Comme vous l'avez rappelé, monsieur le rapporteur spécial, ce budget bénéficie d'une forte augmentation à la fois de ses crédits et de ses emplois.

Les crédits de la mission « Justice » sont de 6,519 milliards d'euros, soit une augmentation de 4,5 %, alors que le budget de l'État ne progresse que de 1,6 %. Sont ainsi créés 1 615 emplois, qui viendront s'ajouter à ceux qui sont prévus pour le remplacement de tous les départs en retraite.

Monsieur Sueur, je vous précise que le ministère du budget a procédé à des « corrections techniques » des plafonds d'emplois de tous les ministères au printemps de l'année 2007

Dans de nombreux ministères, il y avait des emplois vacants, parfois depuis des années ; ils étaient souvent gelés. Et il n'y avait pas de crédits en face de ces postes. En réalité, de tels emplois n'existaient plus. Les plafonds d'emplois des ministères ont donc été mis à jour, et ce avant même notre arrivée.

C'est sur cette base nouvelle que s'apprécient les créations d'emplois pour 2008 pour tous les ministères.

Les 1 615 créations sont donc réelles et certaines et il suffira de constater sur le terrain qu'il y aura bien 1 615 recrutements supplémentaires.

Depuis mon arrivée à la Chancellerie, j'ai engagé une importante réforme de l'institution judiciaire. Dès l'été, d'importants chantiers de modernisation ont été lancés. La Parlement y a pris toute sa part.

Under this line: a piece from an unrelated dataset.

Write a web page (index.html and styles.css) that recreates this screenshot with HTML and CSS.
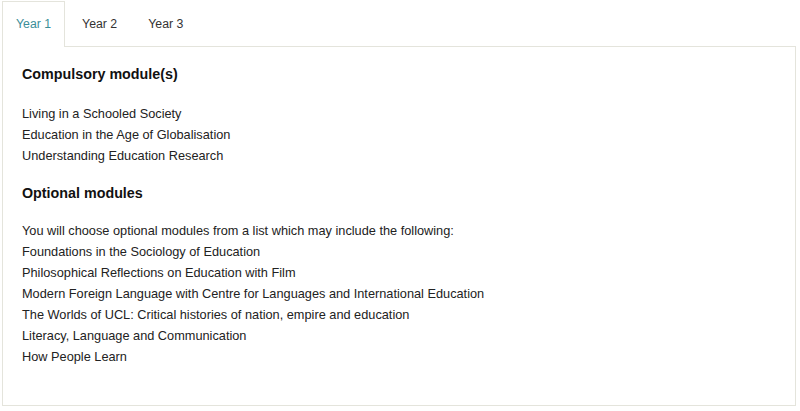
FILE: index.html
```html
<!DOCTYPE html>
<html lang="en">
<head>
<meta charset="utf-8">
<title>Modules</title>
<link rel="stylesheet" href="styles.css">
</head>
<body>
<div class="tabs">
  <ul class="tab-list">
    <li class="tab active">Year 1</li>
    <li class="tab">Year 2</li>
    <li class="tab">Year 3</li>
  </ul>
  <div class="panel">
    <h3 class="heading">Compulsory module(s)</h3>
    <ul class="modules">
      <li>Living in a Schooled Society</li>
      <li>Education in the Age of Globalisation</li>
      <li>Understanding Education Research</li>
    </ul>
    <h3 class="heading">Optional modules</h3>
    <ul class="modules modules-optional">
      <li>You will choose optional modules from a list which may include the following:</li>
      <li>Foundations in the Sociology of Education</li>
      <li>Philosophical Reflections on Education with Film</li>
      <li>Modern Foreign Language with Centre for Languages and International Education</li>
      <li>The Worlds of UCL: Critical histories of nation, empire and education</li>
      <li>Literacy, Language and Communication</li>
      <li>How People Learn</li>
    </ul>
  </div>
</div>
</body>
</html>
```
FILE: styles.css
```css
html, body {
  margin: 0;
  padding: 0;
  background: #ffffff;
}
body {
  font-family: "Liberation Sans", Arial, sans-serif;
  color: #222222;
}
.tabs {
  margin: 1px 4px 0 2px;
}
.tab-list {
  list-style: none;
  margin: 0;
  padding: 0;
  display: flex;
  gap: 3px;
  position: relative;
  z-index: 1;
}
.tab {
  font-size: 12.3px;
  line-height: 14px;
  padding: 15px 13px 15px 13px;
  border: 1px solid transparent;
  border-bottom: none;
  color: #333333;
}
.tab.active {
  color: #3b8e98;
  border-color: #e4e4dc;
  background: #ffffff;
  margin-bottom: -1px;
  padding-bottom: 16px;
}
.panel {
  border: 1px solid #e4e4dc;
  height: 341px;
  padding: 17px 19px 0 19px;
  box-sizing: content-box;
}
.heading {
  font-size: 14.3px;
  line-height: 21px;
  font-weight: bold;
  margin: 0;
  color: #111111;
}
.modules {
  list-style: none;
  margin: 18px 0 17px 0;
  padding: 0;
  font-size: 12.75px;
  line-height: 21px;
}
.modules-optional {
  margin-top: 16px;
}
```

Je vous demande aujourd'hui de soutenir l'effort engagé. Le budget de la justice pour 2008 permettra de continuer la réforme entreprise.

Notre réforme répond à quatre objectifs. Nous voulons rendre la justice plus humaine, plus ferme, plus efficace, mais également plus ouverte.

La justice est humaine quand elle accorde de l'attention aux victimes, qui ont souvent le sentiment d'être délaissées par l'institution judiciaire. J'ai reçu la semaine dernière les représentations d'associations de femmes victimes de violences. Elles m'ont fait part des difficultés rencontrées lors du parcours judiciaire. Il ne faut pas ajouter de la souffrance à la souffrance.

La justice doit être plus à l'écoute des victimes. Nous devons mieux les accompagner tout au long de la procédure judiciaire. Nous devons garantir aux victimes que les peines prononcées seront bien exécutées. Il faut améliorer et simplifier les conditions de leur indemnisation.

Le fonctionnement actuel de la Commission d'indemnisation des victimes d'infractions n'est pas satisfaisant. Les trois quarts des victimes n'y sont pas éligibles et il n'y a pas de véritable suivi de leur indemnisation. J'ai annoncé une série de mesures qui seront mises en oeuvre dès 2008.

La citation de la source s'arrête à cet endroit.